‹ Past is Prologue

Publishing a Markdown CV to PDF and HTML

Mar 21, 2016

Huge caveat from the get go: I don’t know how useful any of this will be to anyone. For one, there are probably far more elegant ways of doing this whole affair and someone smarter than me has undoubtedly found it. Secondly, if you’re anyone who knows me personally, this is probably all crazy talk. But with that being said…

The Problem

I like to write my CV in markdown so that I have it all in plaintext and it’s easy to manage and export when needed. However, I also like to host an HTML version of my CV and also provide a PDF version for applications. The issue is that for the HTML version I like to include a link to the PDF version as well as Links to other items in the CV. These Links, however, are distracting in the PDF version. So I needed to find a way to manage two versions of the same document with relative ease. While I could just host two versions of of the CV, say cvhtml.md and cvpdf.md, both documents tend to share most of the same things, so anytime I edit large chunks of the document, I’d have to do it twice.

The Answer (Maybe)

The answer I came up with was to break the CV up into individual parts and utilize Markdown-PP to merge the files into one markdown file that could then be converted into either a PDF or an HTML file depending on which was needed. You can see the bones of the operation in this Github repository Most of it is basic, but the magic involved Markdown-PP’s ability to pull files, so in the top level files, cvhtml.mdpp and cvpdf.mdpp you get bits like this:

 ## Publications

!INCLUDE "html/publications.mdpp"

## Conference Papers

!INCLUDE "html/conferences.mdpp" 

As a result I can maintain two seperate files for the sections that differ and one file for the sections that don’t vary depending on which version I need. This still leaves me with some redundant editing, but less than I had otherwise. Adding another step, however, means typing additional commands, which undermines some of the reason for this whole affair. As such I wrote a rudimentary Rakefile to create tasks to automate this process:

require 'rake/clean'


desc "Build html and pdf"
task :default => [:makepdf, :makehtml, :clean]
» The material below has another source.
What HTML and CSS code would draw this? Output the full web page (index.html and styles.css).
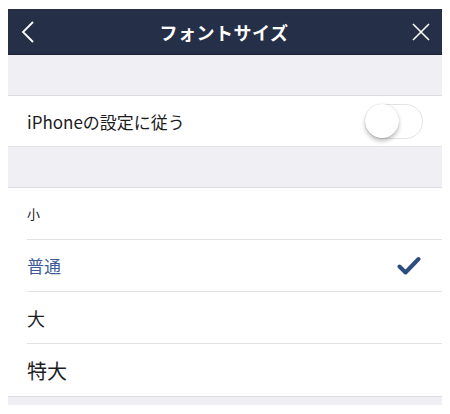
FILE: index.html
```html
<!DOCTYPE html>
<html lang="ja">
<head>
  <meta charset="UTF-8" />
  <meta name="viewport" content="width=device-width, initial-scale=1.0"/>
  <title>フォントサイズ</title>
  <link rel="stylesheet" href="styles.css">
</head>
<body>
  <div class="screen">
    <header class="nav">
      <svg class="nav-icon" width="16" height="22" viewBox="0 0 16 22">
        <path d="M13 1 L3 11 L13 21" fill="none" stroke="#fff" stroke-width="1.8"/>
      </svg>
      <h1 class="nav-title">フォントサイズ</h1>
      <svg class="nav-icon" width="18" height="18" viewBox="0 0 18 18">
        <path d="M1 1 L17 17 M17 1 L1 17" fill="none" stroke="#fff" stroke-width="1.6"/>
      </svg>
    </header>

    <div class="gap"></div>

    <div class="group">
      <div class="row bordered">
        <span class="label">iPhoneの設定に従う</span>
        <span class="toggle"><span class="knob"></span></span>
      </div>
    </div>

    <div class="gap"></div>

    <div class="group">
      <div class="row inset size-s"><span class="label">小</span></div>
      <div class="row inset size-m selected">
        <span class="label">普通</span>
        <svg width="24" height="20" viewBox="0 0 24 20">
          <path d="M2.5 10.5 L8.5 16.5 L21.5 3" fill="none" stroke="#2f4c80" stroke-width="4" stroke-linecap="round" stroke-linejoin="round"/>
        </svg>
      </div>
      <div class="row inset size-l"><span class="label">大</span></div>
      <div class="row inset size-xl last"><span class="label">特大</span></div>
    </div>

    <div class="gap small"></div>
  </div>
</body>
</html>
```

FILE: styles.css
```css
* {
  box-sizing: border-box;
}

body {
  margin: 0;
  background: #fff;
  font-family: "Noto Sans CJK JP", "Noto Sans", sans-serif;
  color: #1c1c1e;
}

.screen {
  margin: 9px 8px 0;
  width: 434px;
}

.nav {
  height: 46px;
  background: #252f47;
  display: flex;
  align-items: center;
  justify-content: space-between;
  padding: 0 12px 0 12px;
  border-bottom: 1px solid #1b2236;
}

.nav-icon {
  flex: none;
}

.nav-title {
  margin: 0;
  color: #fff;
  font-size: 18px;
  font-weight: bold;
  letter-spacing: 0.5px;
}

.gap {
  height: 41px;
  background: #efeff4;
  border-bottom: 1px solid #dcdce1;
}

.gap.small {
  height: 9px;
  border-bottom: none;
  border-top: 1px solid #dcdce1;
}

.group {
  background: #fff;
}

.row {
  height: 51px;
  display: flex;
  align-items: center;
  justify-content: space-between;
  padding: 0 19px 0 19px;
  font-size: 17px;
}

.row.bordered {
  border-bottom: 1px solid #e3e3e6;
}

.row.inset {
  height: 52px;
  padding-left: 0;
  margin-left: 19px;
  border-bottom: 1px solid #e3e3e6;
}

.row.inset.last {
  border-bottom: none;
}

.toggle {
  width: 58px;
  height: 35px;
  border-radius: 18px;
  border: 1px solid #e3e3e6;
  background: #fff;
  position: relative;
}

.knob {
  position: absolute;
  left: -1px;
  top: -1px;
  width: 34px;
  height: 34px;
  border-radius: 50%;
  background: #fff;
  box-shadow: 0 3px 4px rgba(0, 0, 0, 0.25), 0 0 1px rgba(0, 0, 0, 0.2);
}

.size-s { font-size: 13px; }
.size-m { font-size: 17px; }
.size-l { font-size: 18px; }
.size-xl { font-size: 20px; }

.selected .label {
  color: #3d5b96;
}

.selected svg {
  margin-right: 2px;
}
```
desc "Build PDF version only"
task :makepdf do
  sh "markdown-pp cvpdf.mdpp -o cv.md"
  sh "pandoc cv.md -o cv.pdf"
  sh "scp cv.pdf blog:/home/public/cv"

desc "Build HTML only"
task :makehtml do
  sh "markdown-pp cvhtml.mdpp -o index.md"
  sh "pandoc -r markdown+simple_tables+table_captions+yaml_metadata_block -s -S -c main.css index.md -o index.html"
  sh "scp index.html blog:/home/public/cv"

All of that is pretty simple. The default task builds both the PDF and HTML versions of the files. The file also provides the option to build just the PDF or HTML version, but I rarely have a use for building one and not the other. Nevertheless both of the tasks do basically the same thing, build the markdown version using Markdown-PP and then converting the file to HTML or PDF with Pandoc, copying the resulting file to my server, and finally removing the development files. One thing to note, the main.css referenced in the Pandoc HTML conversion is the Lopash.css file you find in Marked 2, I just extracted it from the app and made some minor changes to the styling.

Again, is any of this useful? I don’t know, but it’s there anyway.